Gold surpassed US$1,900 an ounce for the first time this week as investors continued to snap up the safe-haven investment on growth concerns, while oil gained thanks to an unclear outlook for Libyan crude output. After strong gains for commodities at the start of the week, profit-taking set in ahead of a keenly awaited speech on the economy by US Federal Reserve Chairman Ben Bernanke.
However, prices headed higher once more as Bernanke offered up no new economic stimulus measures for the struggling US economy, reigniting investor concerns about the recovery. Instead, Bernanke said he expected US growth in the second half of the year to improve after a first half in which expansion was nearly stagnant.

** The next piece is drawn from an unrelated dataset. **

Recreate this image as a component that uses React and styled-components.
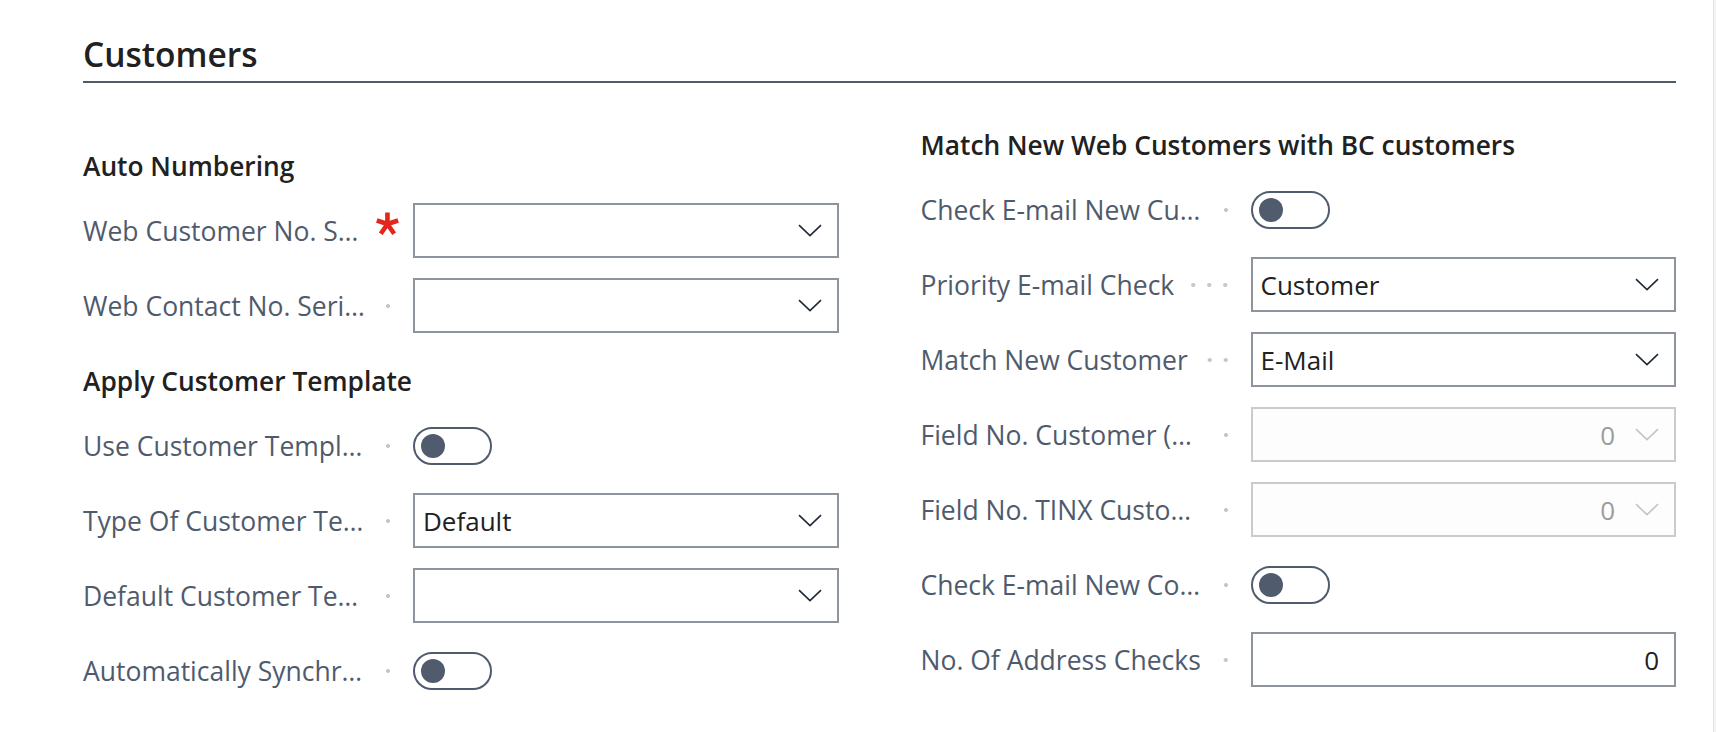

His optimistic outlook however came as official data showed the US economy grew less than initially thought in the second quarter, expanding 1 percent from the first quarter, compared with the US Department of Commerce estimate of 1.3 percent.
PRECIOUS METALS: Gold rocketed to US$1,913.50 an ounce on Tuesday before sliding US$200 over the following days. Investors banked profits ahead of Bernanke’s speech and also as exchanges increased their fees on gold transactions, analysts said.
Barclays Capital forecast that gold prices, which have surged in recent months on economic uncertainty, would average US$1,875 in the fourth quarter, and US$2,000 an ounce next year.
“As long as global investor interest remains robust, prices are set to venture further to new highs,” Barclays Capital analyst Suki Cooper said.
Platinum hit a three-year high of US$1,916.75 an ounce before traders booked profits.
By late Friday on the London Bullion Market, gold fell to US$1,788 an ounce from US$1,848 the previous week.
Silver dropped to US$41.06 an ounce from US$41.98.
On the London Platinum and Palladium Market, platinum slipped to US$1,812 an ounce from US$1,855.
Palladium dipped to US$747 an ounce from US$750.
OIL: Crude prices rose over the week as investors tracked the endgame in oil-rich Libya and looked for clues regarding the outlook for the US economy.
Libyan oil output could take between six months and two years to return to normal, analysts said, as rebel forces looked set to bring Libyan leader Muammar Qaddafi’s 42-year rule to an end.
Oil traders were also bracing for the impact of Hurricane Irene on refineries along the east coast of the US.
“The US east coast is home to about 3 to 5 percent of the country’s total refinery capacity and is the delivery hub for US-traded gasoline futures, so the hurricane should underpin crude prices in the near term,” ANZ Research senior commodities strategist Nick Trevethan said.
By late Friday on London’s Intercontinental Exchange, Brent North Sea crude for delivery in October rose to US$111.10 a barrel from US$108.51 a week earlier.
On the New York Mercantile Exchange, West Texas Intermediate or light sweet crude for October stood at US$85.48 a barrel compared with US$83.04 for the September contract a week earlier.
BASE METALS: Base or industrial metals mostly rebounded.
“Metal prices proved very robust in a volatile market climate and made gains across the board,” Commerzbank analysts said in a note to clients.
“Copper was trading at a three-week high above the US$9,000 a tonne mark. The price should remain well supported in the coming months, and not just because of production problems in Chile, the world’s largest copper producer with 34 percent of the global market,” they wrote.
“Another strike is possible soon at the Grasberg mine in Indonesia, for example, which is the world’s second-largest copper mine,” they added.
By late Friday on the London Metal Exchange, copper for delivery in three months jumped to US$9,006 a tonne from US$8,837 the previous week.
Three-month aluminum climbed to US$2,369 a tonne from US$2,358.
Three-month lead gained to US$2,428 a tonne from US$2,310.25.